Voilà ce que vous allez faire, mes amis, avec la grâce de Dieu. Il faut que vous repreniez bien courage. Il faut qu'avec toute la générosité, l'entrain, l'allégresse de votre cœur, vous alliez à Dieu. La bonne Mère ne voulait pas que nous regardions le bon Dieu comme étant loin de nous. Il faut, disait‑elle, tourner autour de lui, comme l'enfant tourne autour de son père. Il est près de nous, il nous regarde, il observe tout ce que nous faisons, tout ce que nous disons. Que l'union avec lui soit intime, entière, complète, de telle manière que si la tentation vient, elle ne puisse rien sur nous. Alors on se sent soutenu. On a le cœur en haut et on a le cœur à l'aise, parce que c'est Dieu qui prend en quelque sorte la responsabilité de nos actes. C'est le bon Dieu qui se charge de tout. Nous allons sûrement, parce que nous marchons la main dans sa main.

Faites‑en l'expérience, je vous en conjure, mes amis.
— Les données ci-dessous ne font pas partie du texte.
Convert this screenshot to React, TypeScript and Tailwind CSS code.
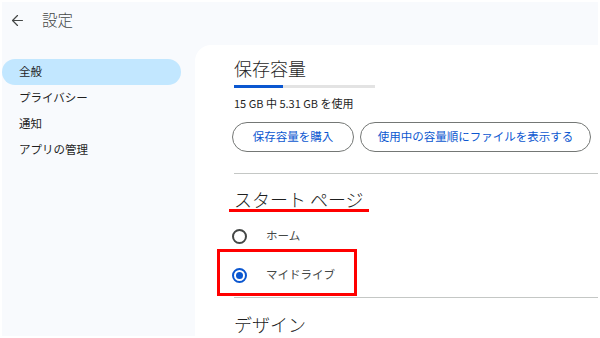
import { ArrowLeft } from 'lucide-react';

const FONT = { fontFamily: '"Noto Sans CJK JP", "Noto Sans", Roboto, sans-serif' };

const NAV = ['全般', 'プライバシー', '通知', 'アプリの管理'];

function Radio({ label, checked }: { label: string; checked?: boolean }) {
  return (
    <div className={`flex items-center gap-[19px] ml-[-2px] ${checked ? 'h-[40px]' : 'h-[38px]'}`}>
      <span
        className={`w-[15px] h-[15px] rounded-full border-2 flex items-center justify-center ${
          checked ? 'border-[#0b57d0]' : 'border-[#444746]'
        }`}
      >
        {checked && <span className="w-[7px] h-[7px] rounded-full bg-[#0b57d0]" />}
      </span>
      <span className="text-[11.5px] text-[#444746]">{label}</span>
    </div>
  );
}

export default function App() {
  return (
    <div className="w-[600px] h-[338px] bg-white p-[2px] overflow-hidden" style={FONT}>
      <div className="w-full h-full bg-[#f8fafd] flex flex-col">
        <div className="h-[43px] flex items-center pb-[7px] shrink-0">
          <ArrowLeft className="ml-[7px] w-[17px] h-[17px] text-[#444746]" strokeWidth={1.7} />
          <span className="ml-[16px] text-[15.5px] font-light text-[#444746]">設定</span>
        </div>

        <div className="flex flex-1 min-h-0">
          <nav className="w-[193px] shrink-0 pt-[14px] flex flex-col">
            {NAV.map((item, i) => (
              <div
                key={item}
                className={`h-[26px] w-[179px] flex items-center pl-[17px] text-[11.5px] text-[#1f1f1f] rounded-r-full ${
                  i === 0 ? 'bg-[#c2e7ff] rounded-l-full' : ''
                }`}
              >
                {item}
              </div>
            ))}
          </nav>

          <main className="relative flex-1 bg-white rounded-tl-[16px] pl-[39px] pt-[11px] flex flex-col">
            <h2 className="text-[18px] leading-[24px] font-light text-[#1f1f1f]">保存容量</h2>
            <div className="mt-[5px] w-[141px] h-[3px] bg-[#e3e3e3] flex">
              <div className="w-[49px] h-full bg-[#0b57d0]" />
            </div>
            <p className="mt-[7px] text-[11px] leading-[16px] text-[#1f1f1f]">15 GB 中 5.31 GB を使用</p>
            <div className="mt-[11px] flex gap-[6px] ml-[-2px]">
              <button className="w-[122px] h-[30px] rounded-full border border-[#747775] text-[11.5px] text-[#0b57d0] flex items-center justify-center">
                保存容量を購入
              </button>
              <button className="w-[231px] h-[30px] rounded-full border border-[#747775] text-[11.5px] text-[#0b57d0] flex items-center justify-center">
                使用中の容量順にファイルを表示する
              </button>
            </div>

            <div className="mt-[21px] h-px bg-[#c4c7c5]" />

            <h2 className="mt-[13px] text-[18px] leading-[24px] font-light text-[#1f1f1f]">スタート ページ</h2>
            <div className="mt-[6px] flex flex-col">
              <Radio label="ホーム" />
              <Radio label="マイドライブ" checked />
            </div>

            <div className="mt-[2px] h-px bg-[#c4c7c5]" />

            <h2 className="mt-[14px] text-[18px] leading-[24px] font-light text-[#1f1f1f]">デザイン</h2>

            {/* annotations */}
            <div className="absolute left-[34px] top-[164px] w-[140px] h-[3px] bg-[#ff0000]" />
            <div className="absolute left-[22px] top-[204px] w-[140px] h-[47px] border-[3px] border-[#ff0000]" />
          </main>
        </div>
      </div>
    </div>
  );
}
Etudiez, travaillez de cette manière, Imitez les avettes, disait saint François de Sales. Les avettes vont sur les vilaines fleurs, sur les affreux chardons qui piquent les doigts; elles savent en tirer le miel. Les études les plus arides et les plus sèches, si le bon Dieu y est, serviront comme tout le reste, et plus que tout le reste, à nous sanctifier et à sanctifier les autres. Abordons, dans cet esprit, je le répète, nos études professionnelles, notre théologie, notre Ecriture sainte, la Vie de la bonne Mère. En tout cela il faut désirer trouver le bon Dieu et le donner aux âmes qui sont autour de nous. Nous réaliserons ainsi le vœu de la bonne Mère: “Oh! que ce sera beau! Ce n'était pas beau comme cela jusqu'ici!”

Mes amis, je dis, je pense que cela va commencer à être comme cela. Ce que le bon Dieu vous donne pendant cette retraite me touche profondément. Je vois que la Congrégation va prendre à Rome la solidité, l'aplomb, la stabilité. Elle va se tremper là aux sources du Sauveur. Elle va prendra là sa vie, son mode d'action. Elle va entrer pleinement dans la Voie dont a parlé la bonne Mère: “Je voudrais bien voir cela. Oh! Comme ce sera beau!” Amen.